● The task
Retype every entry in its entirety, without alteration.

● Material for the task
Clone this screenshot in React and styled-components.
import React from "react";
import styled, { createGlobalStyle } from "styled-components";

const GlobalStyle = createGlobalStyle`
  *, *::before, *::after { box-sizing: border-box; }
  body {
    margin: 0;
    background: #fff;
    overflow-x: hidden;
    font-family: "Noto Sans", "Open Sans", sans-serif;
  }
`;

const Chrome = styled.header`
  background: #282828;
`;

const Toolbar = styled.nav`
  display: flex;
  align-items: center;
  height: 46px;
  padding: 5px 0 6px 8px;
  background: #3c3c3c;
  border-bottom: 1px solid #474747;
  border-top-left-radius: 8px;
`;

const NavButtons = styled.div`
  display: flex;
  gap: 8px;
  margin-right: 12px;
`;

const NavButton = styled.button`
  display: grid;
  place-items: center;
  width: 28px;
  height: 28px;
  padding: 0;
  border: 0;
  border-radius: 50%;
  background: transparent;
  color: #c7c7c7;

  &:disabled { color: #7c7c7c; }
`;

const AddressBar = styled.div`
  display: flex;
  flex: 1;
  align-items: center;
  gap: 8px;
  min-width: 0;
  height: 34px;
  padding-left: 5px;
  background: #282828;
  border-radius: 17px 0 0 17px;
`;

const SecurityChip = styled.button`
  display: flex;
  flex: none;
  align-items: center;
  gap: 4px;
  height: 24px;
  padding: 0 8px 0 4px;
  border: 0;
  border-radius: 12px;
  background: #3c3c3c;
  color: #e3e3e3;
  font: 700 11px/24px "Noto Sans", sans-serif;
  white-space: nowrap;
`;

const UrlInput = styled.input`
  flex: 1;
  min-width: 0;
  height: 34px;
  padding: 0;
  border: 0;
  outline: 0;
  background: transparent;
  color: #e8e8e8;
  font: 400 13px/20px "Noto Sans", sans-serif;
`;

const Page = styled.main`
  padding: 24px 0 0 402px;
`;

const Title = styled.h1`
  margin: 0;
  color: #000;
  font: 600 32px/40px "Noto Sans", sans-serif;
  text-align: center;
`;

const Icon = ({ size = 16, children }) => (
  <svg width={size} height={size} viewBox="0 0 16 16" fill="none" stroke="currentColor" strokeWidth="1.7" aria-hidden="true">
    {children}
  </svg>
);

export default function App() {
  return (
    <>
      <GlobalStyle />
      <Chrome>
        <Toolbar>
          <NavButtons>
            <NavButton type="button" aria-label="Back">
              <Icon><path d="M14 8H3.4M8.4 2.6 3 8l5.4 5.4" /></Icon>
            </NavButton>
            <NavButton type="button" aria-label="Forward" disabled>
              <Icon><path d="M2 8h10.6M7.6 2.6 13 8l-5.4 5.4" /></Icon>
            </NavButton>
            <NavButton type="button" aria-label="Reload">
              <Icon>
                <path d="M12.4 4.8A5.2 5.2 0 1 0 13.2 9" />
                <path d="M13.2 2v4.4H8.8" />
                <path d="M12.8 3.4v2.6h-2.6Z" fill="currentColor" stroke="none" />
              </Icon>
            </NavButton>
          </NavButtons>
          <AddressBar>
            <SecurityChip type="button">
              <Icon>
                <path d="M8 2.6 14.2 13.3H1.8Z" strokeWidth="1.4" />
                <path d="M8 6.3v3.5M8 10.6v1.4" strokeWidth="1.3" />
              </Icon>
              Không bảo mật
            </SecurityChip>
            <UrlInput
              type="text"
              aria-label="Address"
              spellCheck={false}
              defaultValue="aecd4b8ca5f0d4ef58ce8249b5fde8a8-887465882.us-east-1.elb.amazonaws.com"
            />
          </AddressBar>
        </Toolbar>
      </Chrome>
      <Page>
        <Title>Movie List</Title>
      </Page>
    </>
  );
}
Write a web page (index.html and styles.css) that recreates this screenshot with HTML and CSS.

● Task solution
Clone this screenshot in React and styled-components.
import React from "react";
import styled, { createGlobalStyle } from "styled-components";

const GlobalStyle = createGlobalStyle`
  *, *::before, *::after { box-sizing: border-box; }
  body {
    margin: 0;
    background: #fff;
    overflow-x: hidden;
    font-family: "Noto Sans", "Open Sans", sans-serif;
  }
`;

const Chrome = styled.header`
  background: #282828;
`;

const Toolbar = styled.nav`
  display: flex;
  align-items: center;
  height: 46px;
  padding: 5px 0 6px 8px;
  background: #3c3c3c;
  border-bottom: 1px solid #474747;
  border-top-left-radius: 8px;
`;

const NavButtons = styled.div`
  display: flex;
  gap: 8px;
  margin-right: 12px;
`;

const NavButton = styled.button`
  display: grid;
  place-items: center;
  width: 28px;
  height: 28px;
  padding: 0;
  border: 0;
  border-radius: 50%;
  background: transparent;
  color: #c7c7c7;

  &:disabled { color: #7c7c7c; }
`;

const AddressBar = styled.div`
  display: flex;
  flex: 1;
  align-items: center;
  gap: 8px;
  min-width: 0;
  height: 34px;
  padding-left: 5px;
  background: #282828;
  border-radius: 17px 0 0 17px;
`;

const SecurityChip = styled.button`
  display: flex;
  flex: none;
  align-items: center;
  gap: 4px;
  height: 24px;
  padding: 0 8px 0 4px;
  border: 0;
  border-radius: 12px;
  background: #3c3c3c;
  color: #e3e3e3;
  font: 700 11px/24px "Noto Sans", sans-serif;
  white-space: nowrap;
`;

const UrlInput = styled.input`
  flex: 1;
  min-width: 0;
  height: 34px;
  padding: 0;
  border: 0;
  outline: 0;
  background: transparent;
  color: #e8e8e8;
  font: 400 13px/20px "Noto Sans", sans-serif;
`;

const Page = styled.main`
  padding: 24px 0 0 402px;
`;

const Title = styled.h1`
  margin: 0;
  color: #000;
  font: 600 32px/40px "Noto Sans", sans-serif;
  text-align: center;
`;

const Icon = ({ size = 16, children }) => (
  <svg width={size} height={size} viewBox="0 0 16 16" fill="none" stroke="currentColor" strokeWidth="1.7" aria-hidden="true">
    {children}
  </svg>
);

export default function App() {
  return (
    <>
      <GlobalStyle />
      <Chrome>
        <Toolbar>
          <NavButtons>
            <NavButton type="button" aria-label="Back">
              <Icon><path d="M14 8H3.4M8.4 2.6 3 8l5.4 5.4" /></Icon>
            </NavButton>
            <NavButton type="button" aria-label="Forward" disabled>
              <Icon><path d="M2 8h10.6M7.6 2.6 13 8l-5.4 5.4" /></Icon>
            </NavButton>
            <NavButton type="button" aria-label="Reload">
              <Icon>
                <path d="M12.4 4.8A5.2 5.2 0 1 0 13.2 9" />
                <path d="M13.2 2v4.4H8.8" />
                <path d="M12.8 3.4v2.6h-2.6Z" fill="currentColor" stroke="none" />
              </Icon>
            </NavButton>
          </NavButtons>
          <AddressBar>
            <SecurityChip type="button">
              <Icon>
                <path d="M8 2.6 14.2 13.3H1.8Z" strokeWidth="1.4" />
                <path d="M8 6.3v3.5M8 10.6v1.4" strokeWidth="1.3" />
              </Icon>
              Không bảo mật
            </SecurityChip>
            <UrlInput
              type="text"
              aria-label="Address"
              spellCheck={false}
              defaultValue="aecd4b8ca5f0d4ef58ce8249b5fde8a8-887465882.us-east-1.elb.amazonaws.com"
            />
          </AddressBar>
        </Toolbar>
      </Chrome>
      <Page>
        <Title>Movie List</Title>
      </Page>
    </>
  );
}
Write a web page (index.html and styles.css) that recreates this screenshot with HTML and CSS.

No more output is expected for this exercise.